La gauche radicale et l'extrême droite ont même réclamé l'arrêt des négociations sur le traité de libre échange UE-Etats-Unis. Sur ce point, le gouvernement a appelé à garder "la mesure".

- 'Posture' -

Au-delà des protestations, la France n'a pas de grande marge de manoeuvre.

"Il va y avoir des discussions sévères, peut-être des déplacements de membres du personnel politique américain en poste en France et puis voilà, cela n'ira pas plus loin", a prédit la spécialiste Nicole Bacharan.

Les intérêts des deux pays sont trop convergents sur nombre de crises, de l'Ukraine à la lutte contre le groupe Etat islamique (EI) en Irak en passant par le Sahel, pour que le scandale débouche sur une rupture.

D'après plusieurs observateurs, la réaction française est de l'ordre de la "posture". "On est obligé de dire que c'est pas bien, et en même temps on sait que ça continuera", commentait ainsi le député centriste Hervé Morin.

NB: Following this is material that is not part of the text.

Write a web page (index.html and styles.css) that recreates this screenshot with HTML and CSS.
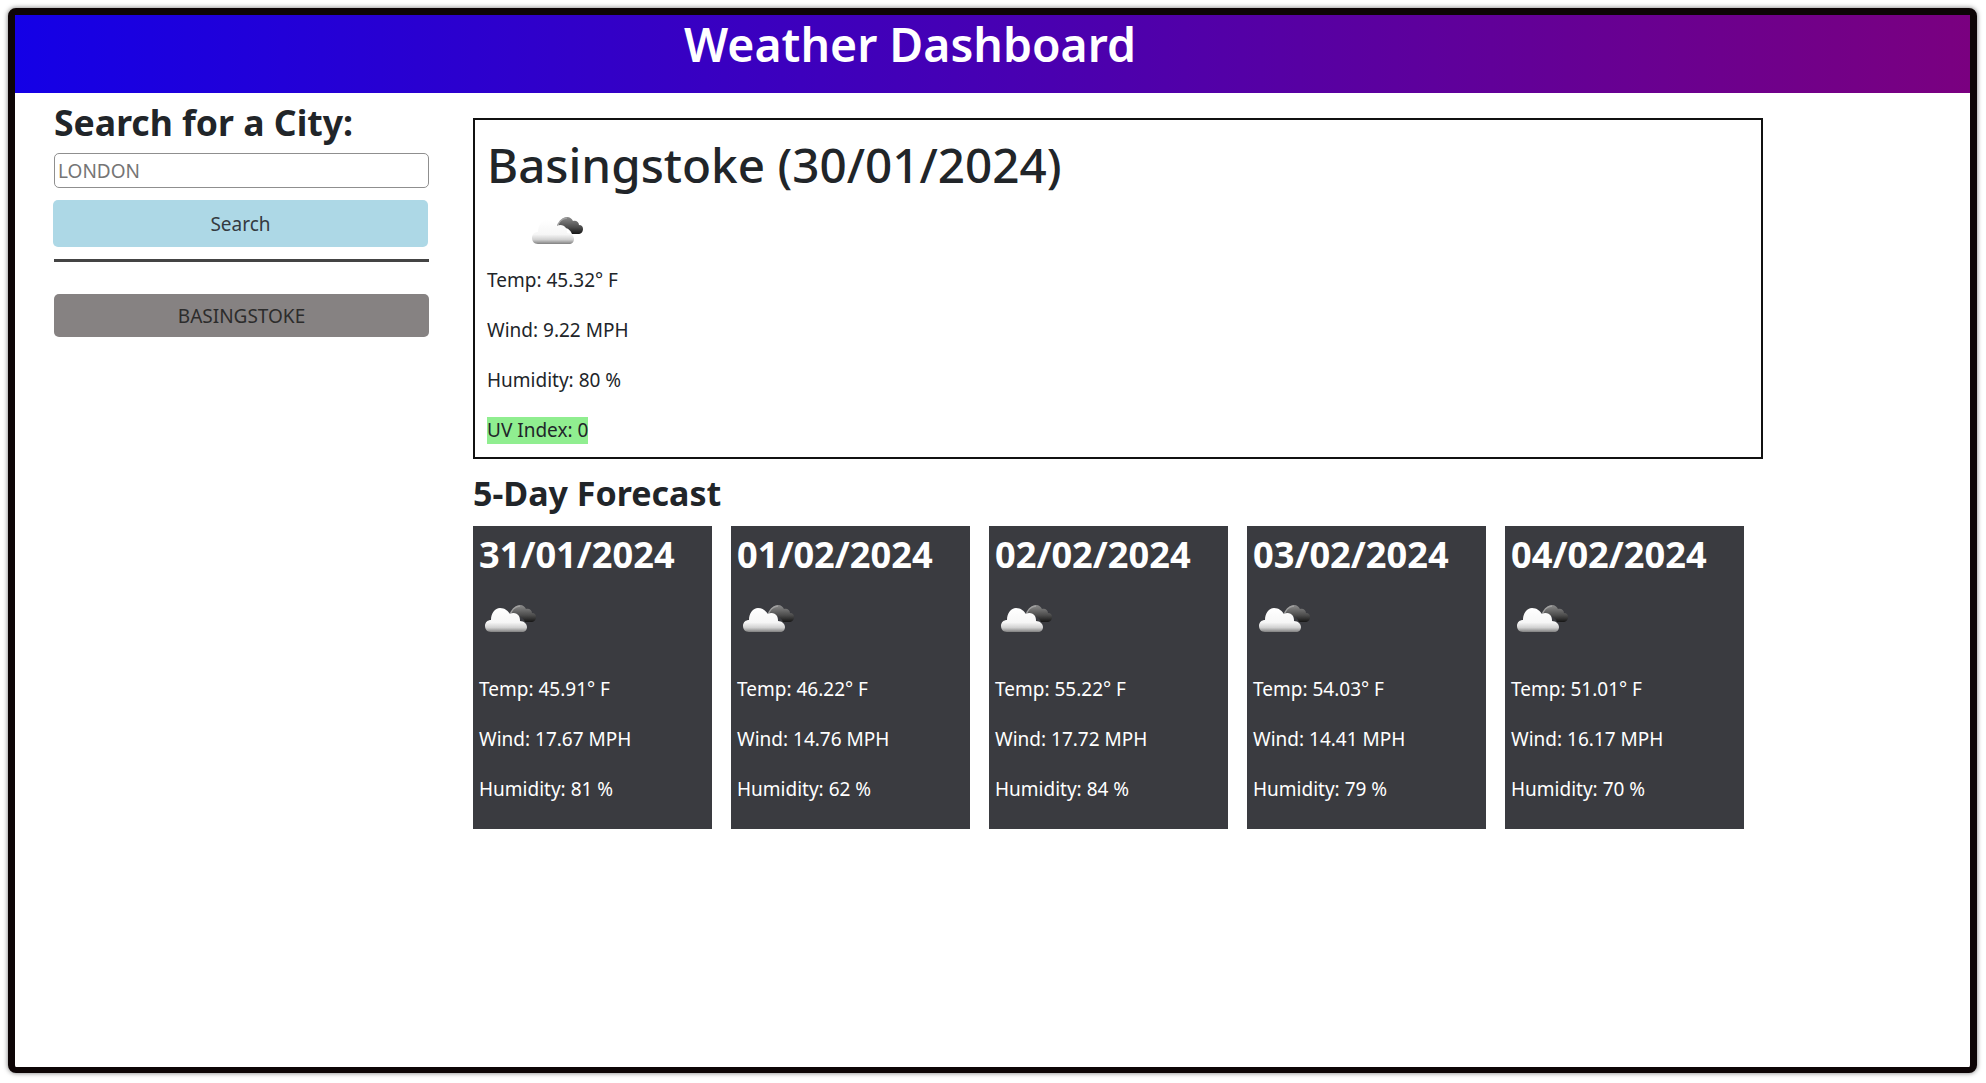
FILE: index.html
```html
<!DOCTYPE html>
<html lang="en">
<head>
  <meta charset="UTF-8" />
  <title>Weather Dashboard</title>
  <link rel="stylesheet" href="styles.css">
</head>
<body>
  <svg class="defs" width="0" height="0">
    <defs>
      <linearGradient id="cloud-front" x1="0" y1="0" x2="0" y2="1">
        <stop offset="0" stop-color="#ffffff" />
        <stop offset="0.6" stop-color="#f6f6f6" />
        <stop offset="0.82" stop-color="#d0d0d0" />
        <stop offset="1" stop-color="#808080" />
      </linearGradient>
      <linearGradient id="cloud-back" x1="0" y1="0" x2="0" y2="1">
        <stop offset="0" stop-color="#8c8c8c" />
        <stop offset="0.6" stop-color="#4d4d4d" />
        <stop offset="1" stop-color="#161616" />
      </linearGradient>
      <symbol id="cloud" viewBox="0 0 52 28">
        <path fill="url(#cloud-back)" d="M26 10C27 4 31 0 35 0c3 0 5 2 6 4 3-1 6 1 6 4 3 0 4 2 4 4 0 3-2 5-5 5h-6c-1-3-4-6-7-6-2-1-5-1-7-1z" />
        <path fill="none" stroke="#a0a0a0" stroke-width="1.3" d="M25 11C26 5 30 1 35 1" />
        <path fill="url(#cloud-front)" d="M6 27c-4 0-6-3-6-6 0-4 3-6 6-6 0-7 4-12 9-12s8 3 10 6c3-2 7-1 9 2 1 2 1 4 1 5 4 0 7 3 7 6s-2 5-5 5H6z" />
      </symbol>
    </defs>
  </svg>

  <div class="frame">
    <header class="top-bar">
      <h1>Weather Dashboard</h1>
    </header>

    <div class="page-body">
      <aside class="search-panel">
        <h3>Search for a City:</h3>
        <input type="text" class="city-input" placeholder="LONDON">
        <button class="search-btn">Search</button>
        <hr>
        <button class="history-btn">BASINGSTOKE</button>
      </aside>

      <main class="weather-panel">
        <section class="current-box">
          <h2>Basingstoke (30/01/2024)</h2>
          <svg class="current-icon"><use href="#cloud" /></svg>
          <p>Temp: 45.32° F</p>
          <p>Wind: 9.22 MPH</p>
          <p>Humidity: 80 %</p>
          <p class="last-row"><span class="uv-low">UV Index: 0</span></p>
        </section>

        <h3 class="forecast-title">5-Day Forecast</h3>
        <div class="forecast-row">
          <div class="day-card">
            <h3>31/01/2024</h3>
            <svg class="day-icon"><use href="#cloud" /></svg>
            <p>Temp: 45.91° F</p>
            <p>Wind: 17.67 MPH</p>
            <p>Humidity: 81 %</p>
          </div>
          <div class="day-card">
            <h3>01/02/2024</h3>
            <svg class="day-icon"><use href="#cloud" /></svg>
            <p>Temp: 46.22° F</p>
            <p>Wind: 14.76 MPH</p>
            <p>Humidity: 62 %</p>
          </div>
          <div class="day-card">
            <h3>02/02/2024</h3>
            <svg class="day-icon"><use href="#cloud" /></svg>
            <p>Temp: 55.22° F</p>
            <p>Wind: 17.72 MPH</p>
            <p>Humidity: 84 %</p>
          </div>
          <div class="day-card">
            <h3>03/02/2024</h3>
            <svg class="day-icon"><use href="#cloud" /></svg>
            <p>Temp: 54.03° F</p>
            <p>Wind: 14.41 MPH</p>
            <p>Humidity: 79 %</p>
          </div>
          <div class="day-card">
            <h3>04/02/2024</h3>
            <svg class="day-icon"><use href="#cloud" /></svg>
            <p>Temp: 51.01° F</p>
            <p>Wind: 16.17 MPH</p>
            <p>Humidity: 70 %</p>
          </div>
        </div>
      </main>
    </div>
  </div>
</body>
</html>
```

FILE: styles.css
```css
* {
  box-sizing: border-box;
}

html, body {
  height: 100%;
}

body {
  font-family: "Noto Sans", Arial, sans-serif;
  font-size: 19px;
  line-height: 30px;
  color: #212529;
  background-color: #fff;
  margin: 0;
  padding: 8px 9px 10px 8px;
  overflow: hidden;
}

.defs {
  position: absolute;
}

.frame {
  height: 100%;
  border: 7px solid #0d0506;
  border-bottom-width: 6px;
  border-radius: 8px;
  box-shadow: 0 0 5px rgba(0,0,0,0.55);
  background: #fff;
}

.top-bar {
  height: 78px;
  padding-left: 669px;
  background: linear-gradient(to right, #1400e6, #7a0080);
}

.top-bar h1 {
  margin: 0;
  font-size: 46.4px;
  line-height: 58px;
  font-weight: 600;
  color: #fff;
}

.page-body {
  display: flex;
  padding: 0 39px;
}

.search-panel {
  width: 375px;
  margin-right: 44px;
  padding-top: 7px;
}

.search-panel h3 {
  margin: 0 0 9px;
  font-size: 35.6px;
  line-height: 44px;
  font-weight: 700;
}

.city-input {
  display: block;
  width: 100%;
  height: 35px;
  padding: 0 3px;
  border: 1px solid #8f8f8f;
  border-radius: 5px;
  font-family: inherit;
  font-size: 19px;
}

.city-input::placeholder {
  color: #757575;
  opacity: 1;
}

.search-btn {
  display: block;
  width: 100%;
  height: 47px;
  margin: 12px 0 0 -1px;
  border: none;
  border-radius: 5px;
  background: #add8e6;
  color: #343a40;
  font-family: inherit;
  font-size: 19px;
}

hr {
  margin: 12px 0 32px;
  border: none;
  border-top: 3px solid #444;
}

.history-btn {
  display: block;
  width: 100%;
  height: 43px;
  border: none;
  border-radius: 5px;
  background: #868282;
  color: #2c2c2c;
  font-family: inherit;
  font-size: 19px;
}

.weather-panel {
  flex: 1;
  padding-top: 25px;
}

.current-box {
  width: 1290px;
  height: 341px;
  padding: 12px;
  border: 2px solid #111;
}

.current-box h2 {
  margin: 3px 0 0;
  font-size: 47.6px;
  line-height: 60px;
  font-weight: 500;
}

.current-icon {
  display: block;
  width: 52px;
  height: 28px;
  margin: 22px 0 0 45px;
  filter: blur(0.4px);
}

p {
  margin: 0 0 20px;
}

.current-box p:first-of-type {
  margin-top: 20px;
}

.current-box .last-row {
  margin: 0;
}

.uv-low {
  display: inline-block;
  line-height: 27px;
  background: #90ee90;
}

.forecast-title {
  margin: 14px 0 0;
  font-size: 34px;
  line-height: 40px;
  font-weight: 700;
}

.forecast-row {
  display: flex;
  gap: 19px;
  margin-top: 13px;
}

.day-card {
  width: 239px;
  height: 303px;
  padding: 6px;
  background: #3a3b40;
  color: #fff;
}

.day-card h3 {
  margin: 0;
  font-size: 36.2px;
  line-height: 44px;
  font-weight: 700;
}

.day-icon {
  display: block;
  width: 52px;
  height: 28px;
  margin: 29px 0 0 6px;
  filter: blur(0.4px);
}

.day-card p:first-of-type {
  margin-top: 41px;
}
```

"En matière de renseignements, il n'y a pas d'amis, pas d'alliés, il n'y a que des intérêts", a pour sa part rappelé Alain Chouet, ancien responsable des services français, selon lequel la France "ne se prive pas" non plus d'espionner ses alliés.

Des associations de défense des droits de l'homme ont dénoncé l'inaction judiciaire de la France, alors que la surveillance de la NSA a fait l'objet d'une plainte dans ce pays dès 2013.

Mercredi justement le Parlement a adopté une loi controversée sur le renseignement qui légalise, selon ses détracteurs, des pratiques contestables des services secrets au nom de l'antiterrorisme. Une concomitance loin d'être fortuite: les médias français Libération et Mediapart qui ont publié les documents de Wikileaks sont opposés à cette réforme.

"On se met en position de tout analyser, et d'écouter n'importe qui, dans une société obsédée par le terrorisme. C'est le cas des Etats-Unis post-11 Septembre, ce sera le cas de la France post-7 Janvier", selon Libération, en allusion aux attentats à Paris.